7 Sept 2019

India labels 1.9 million Assam residents “foreigners” as prelude to their mass expulsion

Wasantha Rupasinghe

Almost two million residents of Assam, a state in India’s northeast, have been excluded from the Indian state’s reactionary National Register of Citizens (NRC). These de facto “foreigners” are now under threat of being herded into detention centres prior to their mass expulsion.
Moreover, if India’s Hindu supremacist Bharatiya Janata Party (BJP) government has its way, the process under which all of Assam’s more than 33 million residents have had to provide documentation demonstrating their right to citizenship to the authorities’ satisfaction, or be targeted for deportation, will be extended throughout the country—that is, to all of India’s 1.3 billion people.
Almost all of the 1.9 million people who have been excluded from the NRC—some 6 percent of Assam’s population—are Bengali-speaking, and more than 90 percent of them are impoverished Muslims.
Fearing mass protests against its attempt to declare a substantial fraction of Assam’s Bengali-speaking minority stateless, the BJP central government deployed more than 145 companies of the Central Armed Police Force (CAPF) across the state prior to the publication of the “final” NRC list last Saturday.
A preliminary NRC list published in July 2018 excluded 4.1 million people. The state unit of the BJP and its principal partner in Assam’s government, the ethno-chauvinist Asom Gana Parishad (AGP-Assam People’s Association), have criticized Saturday’s “final” NRC for not targeting far more Bengali-speakers for deportation. “The AGP is not satisfied at all about the number of exclusions … [it] is far too low and we cannot accept that,” declared party chief and Assam cabinet minister Atul Bora.
The stated aim of the NRC is to root out and expel all those who cannot prove that they or their ancestors lived in India prior to March 24, 1971. Thus by design, the vast majority of those who have been deemed “foreigners” were born and have spent their entire lives in India, or at the very least have lived there for decades. However, human rights groups have documented numerous instances of people whose families have lived in Assam for generations, and thus fulfill the state’s reactionary citizenship criteria, but have nevertheless been excluded from the NRC due to the authorities’ communal malevolence and incompetence.
The NRC process has sparked opposition and outrage in India and internationally, with even the western press, which never tires of celebrating India as the “world’s most populous democracy,” publishing critical reports.
On Sunday, Indian External Affairs Ministry spokesperson Raveesh Kumar tried to paint the publication of the NRC as essentially a non-event.

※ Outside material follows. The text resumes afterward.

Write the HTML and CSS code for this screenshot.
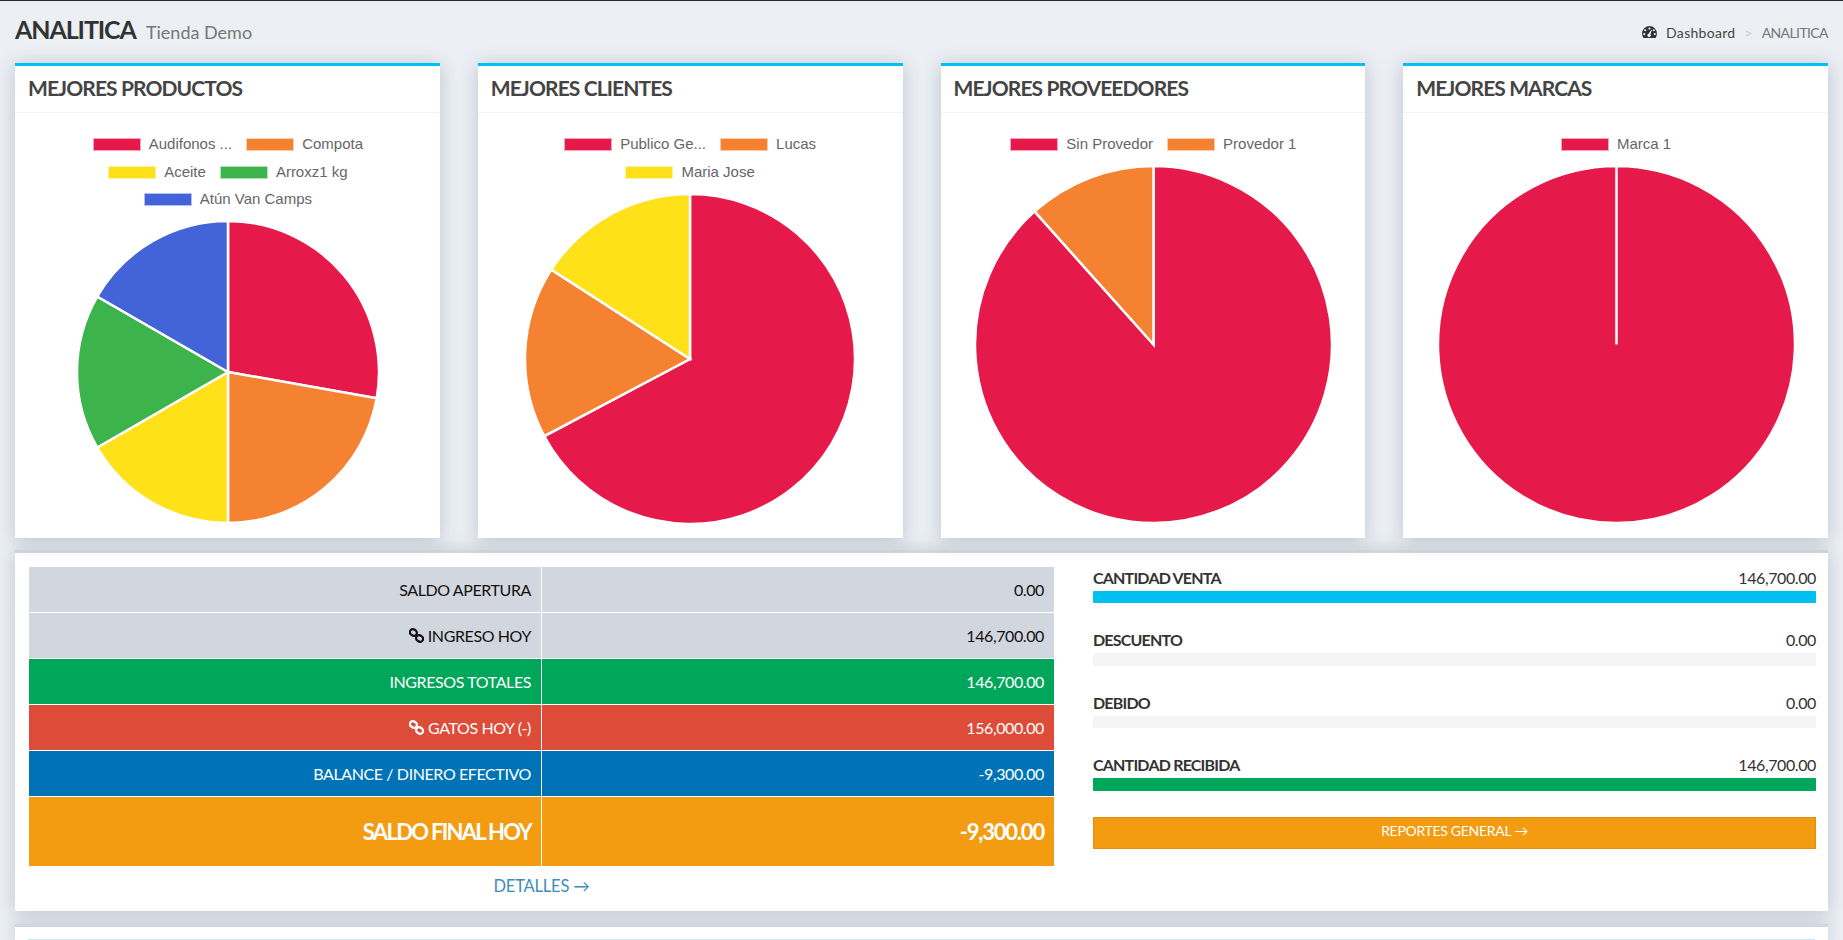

He denied those excluded from the NRC have been rendered “stateless” or designated “foreigners.” “Exclusion from the NRC,” said Kumar, “has no implication on the rights of an individual resident in Assam. Those who are not in the final list will not be detained … till they have exhausted all the remedies available under the law.”
All this is lies—a transparent attempt to dress up a state-engineered ethnic-cleansing campaign as lawful, restrained, even humane.

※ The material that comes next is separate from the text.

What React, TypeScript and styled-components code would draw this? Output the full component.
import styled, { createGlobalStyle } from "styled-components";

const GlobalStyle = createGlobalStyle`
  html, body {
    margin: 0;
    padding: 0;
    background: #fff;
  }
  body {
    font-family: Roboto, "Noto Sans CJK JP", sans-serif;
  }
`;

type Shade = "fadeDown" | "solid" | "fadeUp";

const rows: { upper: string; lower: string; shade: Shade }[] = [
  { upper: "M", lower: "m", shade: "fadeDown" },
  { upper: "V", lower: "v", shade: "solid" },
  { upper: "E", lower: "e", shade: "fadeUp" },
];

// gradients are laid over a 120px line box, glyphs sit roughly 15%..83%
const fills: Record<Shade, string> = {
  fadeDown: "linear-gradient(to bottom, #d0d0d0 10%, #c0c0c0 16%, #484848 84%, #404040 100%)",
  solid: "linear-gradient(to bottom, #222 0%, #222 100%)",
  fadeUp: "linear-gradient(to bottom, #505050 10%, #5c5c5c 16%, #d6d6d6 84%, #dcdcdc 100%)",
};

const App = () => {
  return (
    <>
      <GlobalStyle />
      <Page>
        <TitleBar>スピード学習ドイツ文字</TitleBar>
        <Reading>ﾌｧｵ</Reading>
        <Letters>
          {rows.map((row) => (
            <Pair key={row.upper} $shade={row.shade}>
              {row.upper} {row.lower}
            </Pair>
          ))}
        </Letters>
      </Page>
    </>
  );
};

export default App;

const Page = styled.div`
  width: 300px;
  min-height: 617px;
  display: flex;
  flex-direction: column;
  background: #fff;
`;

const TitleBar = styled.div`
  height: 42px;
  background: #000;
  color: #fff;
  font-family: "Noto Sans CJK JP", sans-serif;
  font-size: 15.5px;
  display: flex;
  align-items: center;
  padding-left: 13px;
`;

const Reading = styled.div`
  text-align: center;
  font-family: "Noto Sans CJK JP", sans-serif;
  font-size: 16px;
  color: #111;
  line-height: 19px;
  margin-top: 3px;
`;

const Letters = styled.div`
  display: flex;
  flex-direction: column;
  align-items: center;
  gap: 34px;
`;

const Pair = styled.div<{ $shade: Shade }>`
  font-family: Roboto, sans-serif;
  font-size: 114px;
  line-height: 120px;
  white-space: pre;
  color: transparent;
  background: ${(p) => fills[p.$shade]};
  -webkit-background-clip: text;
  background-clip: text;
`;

The right-hand man of Prime Minister Narendra Modi, BJP President and Home Minister Amit Shah, has repeatedly described “illegal” immigrants as “termites” and vowed to drop them in the Bay of Bengal.

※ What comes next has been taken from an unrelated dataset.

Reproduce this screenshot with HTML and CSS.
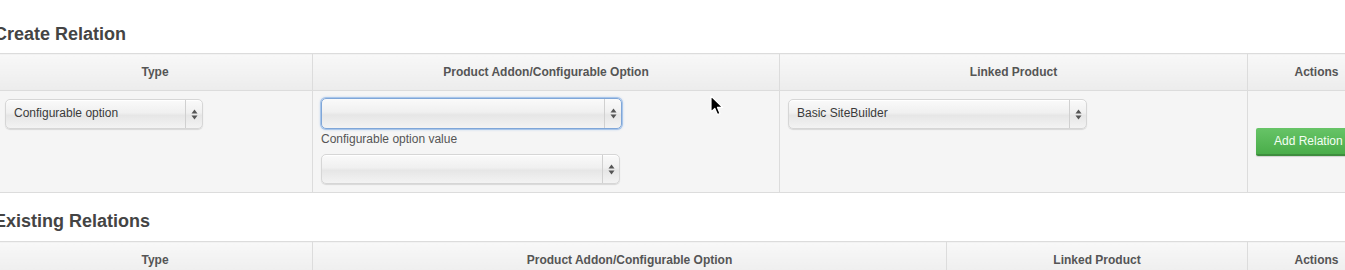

Six detention camps already exist in Assam, most of them within district jails, and almost a dozen more are reportedly under construction.
The NRC process has already caused enormous anxiety, distress and hardship, as poor, often illiterate people have scrambled to come up with documentation to convince hostile government appointees that they should not be excluded. Now, under conditions where the state government has publicly declared that it is dissatisfied that “only”1.9 million have been denied citizenship, those excluded from the NRC will have to go before one of the more than one thousand newly-established “Foreigners Tribunals” to try to convince the authorities that they meet the reactionary NRC criteria. Should they fail, theoretically they can appeal to the courts, but every step of this process involves spending money that most don’t have.
The Modi government’s whipping up of hostility against immigrants, like its promotion of “cow protection,” the building of a temple to the Hindu god Ram on the site of the razed Babri Masjid in Ayodhya, and other Hindu communalist causes, is aimed at deflecting mounting anger over mass joblessness, chronic poverty and agrarian distress into reactionary channels.
The BJP’s anti-Bengali campaign in Assam, it should be added, has a pronounced anti-Muslim communalist thrust. In line with its vile Hindutva-ite ideology which defines India as a Hindu nation, and in keeping with its plans to transform into a Hindu rashtra or state, the BJP has brought forward legislation to grant Hindus who have migrated to India from Bangladesh citizenship, while denying it to Bangladeshi Muslims, on the claim that the former have fled persecution. But when it comes to the Rohingya fleeing ethnic-cleansing in Burma, the BJP government is adamant that none will be granted asylum, let alone citizenship.
The Indian state’s foul and shameful actions in Assam echo its actions in Jammu and Kashmir (J&K) and underscore that India’s ruling elite, like its counterparts around the world, is increasingly using authoritarian methods of rule and cultivating communalist and fascist reaction.